Data block:
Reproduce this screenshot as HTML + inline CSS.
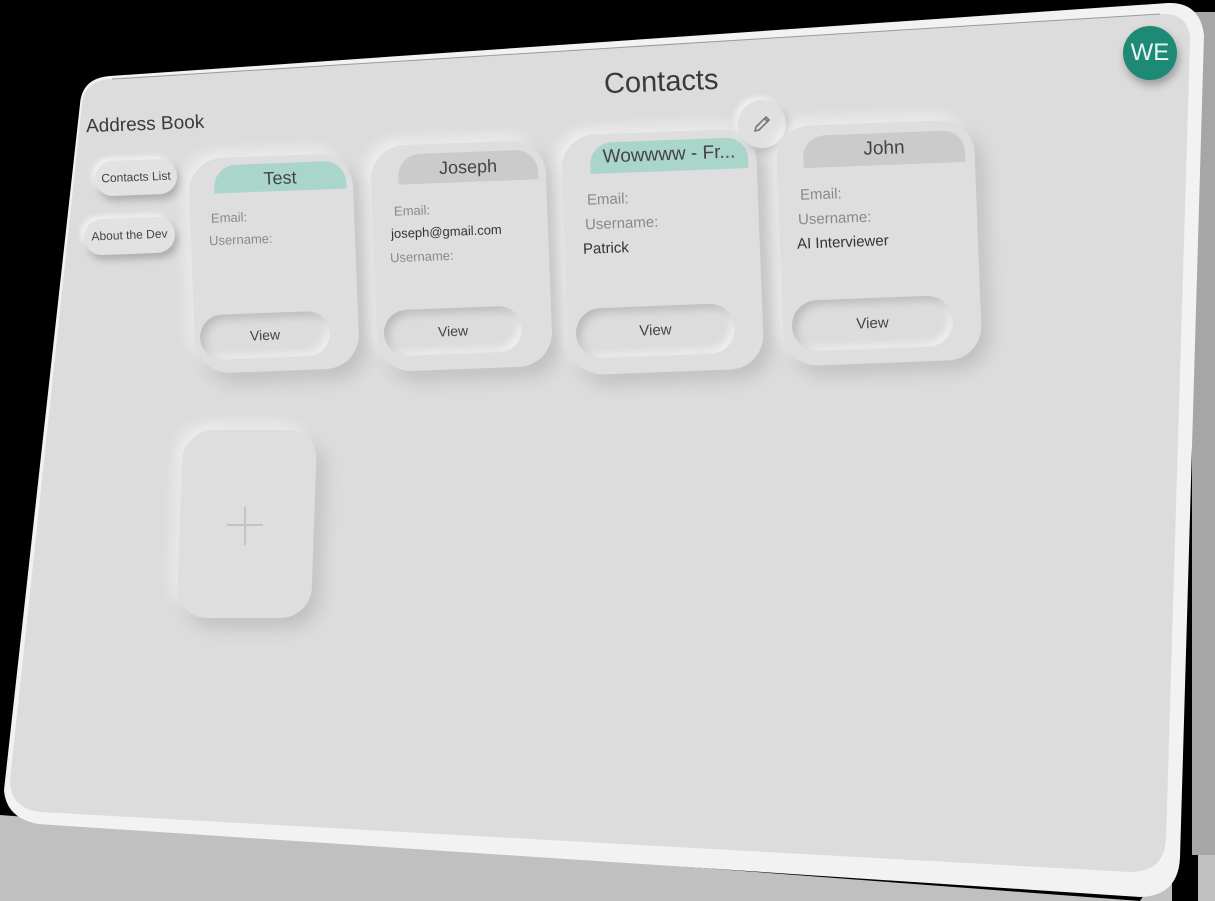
<!DOCTYPE html>
<html><head><meta charset="utf-8"><style>
html,body{margin:0;padding:0;width:1215px;height:901px;overflow:hidden;background:#000;font-family:"Liberation Sans",sans-serif;}
.a{position:absolute;}
.r{transform:rotate(-2.2deg);transform-origin:center;}
.card{position:absolute;background:#dedede;border-radius:34px;box-shadow:8px 10px 18px rgba(0,0,0,.13),-6px -6px 14px rgba(255,255,255,.55);}
.hd{position:absolute;border-radius:22px 22px 0 0;text-align:center;color:#444;font-size:18px;line-height:30px;}
.lb{position:absolute;color:#8a8a8a;font-size:13px;white-space:nowrap;}
.vl{position:absolute;color:#333;font-size:14px;white-space:nowrap;}
.btn{position:absolute;border-radius:26px;background:#dcdcdc;box-shadow:inset 4px 4px 9px rgba(0,0,0,.16),inset -4px -4px 8px rgba(255,255,255,.6);text-align:center;color:#444;font-size:15px;}
.side{position:absolute;border-radius:18px;background:#e2e2e2;box-shadow:3px 5px 8px rgba(0,0,0,.22),-3px -3px 6px rgba(255,255,255,.7);color:#444;font-size:12px;text-align:center;line-height:34px;}
</style></head><body>
<svg class="a" style="left:0;top:0" width="1215" height="901">
<polygon points="0,815 1140,901 0,901" fill="#c0c0c0"/>
<polygon points="1140,901 1215,901 1215,855 1170,855" fill="#c0c0c0"/>
<rect x="1192" y="12" width="23" height="843" fill="#a6a6a6"/>
<rect x="1172" y="855" width="26" height="46" fill="#000"/>
<path d="M80,104 Q82,78 110,76 L1168,3 Q1200,2 1204,35 L1180,858 Q1178,896 1140,897 L38,824 Q6,818 4,790 Z" fill="#f2f2f2"/>
<path d="M82,104 Q84,80 112,79 L1160,14 Q1190,12 1190,42 L1166,840 Q1164,872 1130,872 L40,812 Q10,808 10,780 Z" fill="#dcdcdc"/>
<path d="M112,79 L1160,14" stroke="#9a9a9a" stroke-width="1" fill="none"/>
</svg>

<div class="a r" style="left:604px;top:66px;font-size:29px;color:#3a3a3a;">Contacts</div>
<div class="a r" style="left:86px;top:114px;font-size:19px;color:#3a3a3a;">Address Book</div>
<div class="side r" style="left:95px;top:160px;width:82px;height:35px;">Contacts List</div>
<div class="side r" style="left:84px;top:218px;width:91px;height:36px;">About the Dev</div>

<div class="a" style="left:1123px;top:26px;width:54px;height:54px;border-radius:50%;background:#1e8a76;box-shadow:2px 5px 9px rgba(0,0,0,.3);color:#e8f5f2;font-size:24px;line-height:54px;text-align:center;">WE</div>

<!-- card 1 -->
<div class="card r" style="left:192px;top:156px;width:164px;height:215px;"></div>
<div class="hd r" style="left:214px;top:163px;width:132px;height:28px;background:#a9d5cb;">Test</div>
<div class="lb r" style="left:211px;top:210px;">Email:</div>
<div class="lb r" style="left:209px;top:232px;">Username:</div>
<div class="btn r" style="left:200px;top:313px;width:130px;height:45px;line-height:45px;font-size:14px;">View</div>

<!-- card 2 -->
<div class="card r" style="left:374px;top:143px;width:175px;height:226px;"></div>
<div class="hd r" style="left:398px;top:152px;width:140px;height:30px;background:#cbcbcb;">Joseph</div>
<div class="lb r" style="left:394px;top:203px;">Email:</div>
<div class="vl r" style="left:391px;top:224px;font-size:13px;">joseph@gmail.com</div>
<div class="lb r" style="left:390px;top:249px;">Username:</div>
<div class="btn r" style="left:384px;top:308px;width:138px;height:46px;line-height:46px;font-size:14px;">View</div>

<!-- card 3 -->
<div class="card r" style="left:565px;top:132px;width:195px;height:240px;"></div>
<div class="hd r" style="left:590px;top:140px;width:158px;height:31px;background:#a9d5cb;font-size:19px;">Wowwww - Fr...</div>
<div class="lb r" style="left:587px;top:191px;font-size:15px;">Email:</div>
<div class="lb r" style="left:585px;top:215px;font-size:15px;">Username:</div>
<div class="vl r" style="left:583px;top:240px;font-size:15px;">Patrick</div>
<div class="btn r" style="left:576px;top:306px;width:159px;height:50px;line-height:50px;">View</div>
<div class="a" style="left:738px;top:100px;width:48px;height:48px;border-radius:50%;background:#e0e0e0;box-shadow:3px 4px 8px rgba(0,0,0,.15),-3px -3px 7px rgba(255,255,255,.7);"></div>
<svg class="a" style="left:750px;top:112px" width="24" height="24" viewBox="0 0 24 24"><path d="M5,19 L6,15 L16,5 L19,8 L9,18 Z M14.5,6.5 L17.5,9.5" fill="none" stroke="#777" stroke-width="1.6" stroke-linejoin="round"/></svg>

<!-- card 4 -->
<div class="card r" style="left:780px;top:123px;width:198px;height:240px;"></div>
<div class="hd r" style="left:803px;top:133px;width:162px;height:32px;background:#cbcbcb;font-size:19px;line-height:32px;">John</div>
<div class="lb r" style="left:800px;top:186px;font-size:15px;">Email:</div>
<div class="lb r" style="left:798px;top:210px;font-size:15px;">Username:</div>
<div class="vl r" style="left:797px;top:234px;font-size:15px;">AI Interviewer</div>
<div class="btn r" style="left:792px;top:298px;width:161px;height:51px;line-height:51px;">View</div>

<!-- add card -->
<div class="card" style="left:180px;top:430px;width:134px;height:188px;border-radius:30px;transform:rotate(2deg) skewY(-2deg);"></div>
<div class="a" style="left:227px;top:524px;width:36px;height:2px;background:#c4c4c4;"></div>
<div class="a" style="left:244px;top:507px;width:2px;height:38px;background:#c4c4c4;"></div>
</body></html>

Exercise task:
Omit each picture, then return all of the listing exactly as it stands.

Exercise answer:
Reproduce this screenshot as HTML + inline CSS.
<!DOCTYPE html>
<html><head><meta charset="utf-8"><style>
html,body{margin:0;padding:0;width:1215px;height:901px;overflow:hidden;background:#000;font-family:"Liberation Sans",sans-serif;}
.a{position:absolute;}
.r{transform:rotate(-2.2deg);transform-origin:center;}
.card{position:absolute;background:#dedede;border-radius:34px;box-shadow:8px 10px 18px rgba(0,0,0,.13),-6px -6px 14px rgba(255,255,255,.55);}
.hd{position:absolute;border-radius:22px 22px 0 0;text-align:center;color:#444;font-size:18px;line-height:30px;}
.lb{position:absolute;color:#8a8a8a;font-size:13px;white-space:nowrap;}
.vl{position:absolute;color:#333;font-size:14px;white-space:nowrap;}
.btn{position:absolute;border-radius:26px;background:#dcdcdc;box-shadow:inset 4px 4px 9px rgba(0,0,0,.16),inset -4px -4px 8px rgba(255,255,255,.6);text-align:center;color:#444;font-size:15px;}
.side{position:absolute;border-radius:18px;background:#e2e2e2;box-shadow:3px 5px 8px rgba(0,0,0,.22),-3px -3px 6px rgba(255,255,255,.7);color:#444;font-size:12px;text-align:center;line-height:34px;}
</style></head><body>
<svg class="a" style="left:0;top:0" width="1215" height="901">
<polygon points="0,815 1140,901 0,901" fill="#c0c0c0"/>
<polygon points="1140,901 1215,901 1215,855 1170,855" fill="#c0c0c0"/>
<rect x="1192" y="12" width="23" height="843" fill="#a6a6a6"/>
<rect x="1172" y="855" width="26" height="46" fill="#000"/>
<path d="M80,104 Q82,78 110,76 L1168,3 Q1200,2 1204,35 L1180,858 Q1178,896 1140,897 L38,824 Q6,818 4,790 Z" fill="#f2f2f2"/>
<path d="M82,104 Q84,80 112,79 L1160,14 Q1190,12 1190,42 L1166,840 Q1164,872 1130,872 L40,812 Q10,808 10,780 Z" fill="#dcdcdc"/>
<path d="M112,79 L1160,14" stroke="#9a9a9a" stroke-width="1" fill="none"/>
</svg>

<div class="a r" style="left:604px;top:66px;font-size:29px;color:#3a3a3a;">Contacts</div>
<div class="a r" style="left:86px;top:114px;font-size:19px;color:#3a3a3a;">Address Book</div>
<div class="side r" style="left:95px;top:160px;width:82px;height:35px;">Contacts List</div>
<div class="side r" style="left:84px;top:218px;width:91px;height:36px;">About the Dev</div>

<div class="a" style="left:1123px;top:26px;width:54px;height:54px;border-radius:50%;background:#1e8a76;box-shadow:2px 5px 9px rgba(0,0,0,.3);color:#e8f5f2;font-size:24px;line-height:54px;text-align:center;">WE</div>

<!-- card 1 -->
<div class="card r" style="left:192px;top:156px;width:164px;height:215px;"></div>
<div class="hd r" style="left:214px;top:163px;width:132px;height:28px;background:#a9d5cb;">Test</div>
<div class="lb r" style="left:211px;top:210px;">Email:</div>
<div class="lb r" style="left:209px;top:232px;">Username:</div>
<div class="btn r" style="left:200px;top:313px;width:130px;height:45px;line-height:45px;font-size:14px;">View</div>

<!-- card 2 -->
<div class="card r" style="left:374px;top:143px;width:175px;height:226px;"></div>
<div class="hd r" style="left:398px;top:152px;width:140px;height:30px;background:#cbcbcb;">Joseph</div>
<div class="lb r" style="left:394px;top:203px;">Email:</div>
<div class="vl r" style="left:391px;top:224px;font-size:13px;">joseph@gmail.com</div>
<div class="lb r" style="left:390px;top:249px;">Username:</div>
<div class="btn r" style="left:384px;top:308px;width:138px;height:46px;line-height:46px;font-size:14px;">View</div>

<!-- card 3 -->
<div class="card r" style="left:565px;top:132px;width:195px;height:240px;"></div>
<div class="hd r" style="left:590px;top:140px;width:158px;height:31px;background:#a9d5cb;font-size:19px;">Wowwww - Fr...</div>
<div class="lb r" style="left:587px;top:191px;font-size:15px;">Email:</div>
<div class="lb r" style="left:585px;top:215px;font-size:15px;">Username:</div>
<div class="vl r" style="left:583px;top:240px;font-size:15px;">Patrick</div>
<div class="btn r" style="left:576px;top:306px;width:159px;height:50px;line-height:50px;">View</div>
<div class="a" style="left:738px;top:100px;width:48px;height:48px;border-radius:50%;background:#e0e0e0;box-shadow:3px 4px 8px rgba(0,0,0,.15),-3px -3px 7px rgba(255,255,255,.7);"></div>
<svg class="a" style="left:750px;top:112px" width="24" height="24" viewBox="0 0 24 24"><path d="M5,19 L6,15 L16,5 L19,8 L9,18 Z M14.5,6.5 L17.5,9.5" fill="none" stroke="#777" stroke-width="1.6" stroke-linejoin="round"/></svg>

<!-- card 4 -->
<div class="card r" style="left:780px;top:123px;width:198px;height:240px;"></div>
<div class="hd r" style="left:803px;top:133px;width:162px;height:32px;background:#cbcbcb;font-size:19px;line-height:32px;">John</div>
<div class="lb r" style="left:800px;top:186px;font-size:15px;">Email:</div>
<div class="lb r" style="left:798px;top:210px;font-size:15px;">Username:</div>
<div class="vl r" style="left:797px;top:234px;font-size:15px;">AI Interviewer</div>
<div class="btn r" style="left:792px;top:298px;width:161px;height:51px;line-height:51px;">View</div>

<!-- add card -->
<div class="card" style="left:180px;top:430px;width:134px;height:188px;border-radius:30px;transform:rotate(2deg) skewY(-2deg);"></div>
<div class="a" style="left:227px;top:524px;width:36px;height:2px;background:#c4c4c4;"></div>
<div class="a" style="left:244px;top:507px;width:2px;height:38px;background:#c4c4c4;"></div>
</body></html>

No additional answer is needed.